Wednesday, October 30, 2019

Walt Whitman, 1819-1892



The pure contralto sings in the organ loft,
The carpenter dresses his plank, the tongue of his foreplane whistles its wild ascending lisp,
The married and unmarried children ride home to their Thanks-giving dinner,
The pilot seizes the king-pin, he heaves down with a strong arm,
The mate stands braced in the whale-boat, lance and harpoon are ready,
The duck-shooter walks by silent and cautious stretches,
The deacons are ordain'd with cross'd hands at the altar,
The spinning-girl retreats and advances to the hum of the big wheel, . . .



Unmistakably Whitman. Unmistakably pagan, or unimaginably religious, Walt Whitman, a poet whose barbaric yawp I heard in college, did much to shape me, even though today--so many years later--I find him just as dense as I ever did. 

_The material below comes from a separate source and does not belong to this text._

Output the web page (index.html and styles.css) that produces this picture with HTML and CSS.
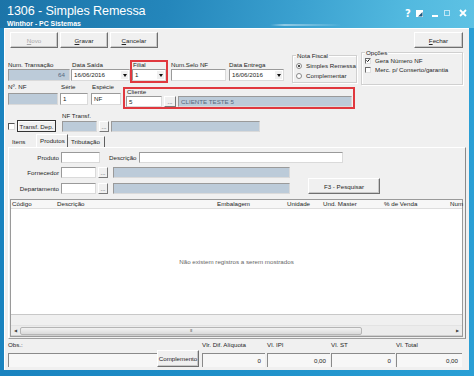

The lines above are from Song of Myself, a huge poem he never stopped writing. Its place in the canon of American literature is safe and sound, as long as there is a canon of American literature. That snippet is quintessential Whitman, a compendium of American life, a picture book of men and women he claimed to love, even to embrace. As a poet, he embraced the world, or tried, wanted--desired!--everything and everybody. He knew both the impossibility and the seduction of such a quest, to truly love, and love, well, everything.

The farmer stops by the bars as he walks on a First-day loafe and looks at the oats and rye,
The lunatic is carried at last to the asylum a confirm'd case,
(He will never sleep any more as he did in the cot in his mother's bed-room;)
The jour printer with gray head and gaunt jaws works at his case,
He turns his quid of tobacco while his eyes blurr with the manuscript;
The malform'd limbs are tied to the surgeon's table,
What is removed drops horribly in a pail; . . .


Nothing escapes him or his embrace. He won't let it. Hence, accusations of lewdness made his poems scandalous in their time, maybe even ours. Here was a preposterous egotist who claimed to love the scent of his own armpits, a man whose "self" threatened American sensitivities, even though he taking great joy in that "self" made him--or so he claimed--a part of everything and everyone else. Go ahead and curl your mind around that.

Confusing? Yes. Always. But in 1968, when I was 20 years old, in the middle of a divided nation whose war was beginning to look like a horrible national mistake, Whitman's expansive embrace, his very "common grace," felt somehow like gospel. The game his poetry still plays--"what on earth does he mean?"--I found stimulating, not because there were answers but because there weren't. Leaves of Grass meant something fascinating, that much I knew. But what exactly?--I wasn't sure.

I'd learned my church catechism well as a boy, mastered q and a's well enough to pass muster when I met with the church's ruling council. Whitman's shadowy love poetry threatened the powerful walls catechism answers. In part, I suppose, I grew to love that which I could not know.

Whitman didn't ruin me, but he did please me, even helped me determine what I would do in my life. I remember walking to an American literature class on a sidewalk that's still there, and suddenly telling myself that if a life of teaching literature meant I could play with Whitman's odd singing, that life might be pleasing.

That's a poem, you say? Yes, that's a poem. That's Walt Whitman. 


The quadroon girl is sold at the auction-stand, the drunkard nods by the bar-room stove,
The machinist rolls up his sleeves, the policeman travels his beat, the gate-keeper marks who pass,
The young fellow drives the express-wagon, (I love him, though I do not know him;)
The half-breed straps on his light boots to compete in the race,
The western turkey-shooting draws old and young, some lean on their rifles, some sit on logs,
Out from the crowd steps the marksman, takes his position, levels his piece;
The groups of newly-come immigrants cover the wharf or levee,
As the woolly-pates hoe in the sugar-field, the overseer views them from his saddle,
The bugle calls in the ball-room, the gentlemen run for their partners, the dancers bow to each other,
The youth lies awake in the cedar-roof'd garret and harks to the musical rain,
The Wolverine sets traps on the creek that helps fill the Huron,
The squaw wrapt in her yellow-hemm'd cloth is offering moccasins and bead-bags for sale,
The connoisseur peers along the exhibition-gallery with half-shut eyes bent sideways,
As the deck-hands make fast the steamboat the plank is thrown for the shore-going passengers,
The young sister holds out the skein while the elder sister winds it off in a ball, and stops now and then for the knots,. . .


On and on it goes, a Sears catalog of Americans, all of it of America, Whitman says. That's Whitman.

"It's a poem, you say?"

I don't know what else to call it. Today, Walt Whitman is as outlandish as he ever was. He's buried in a strange-looking vault in Camden, NJ, a stone haunt setup for Halloween, a place where trees all around bear the initials of those who loved him.

Walt Whitman had a birthday this year. Had he lived, he'd be 200 years old.

"Had he lived. . ." I don't know how to say it, but it seems to me he has.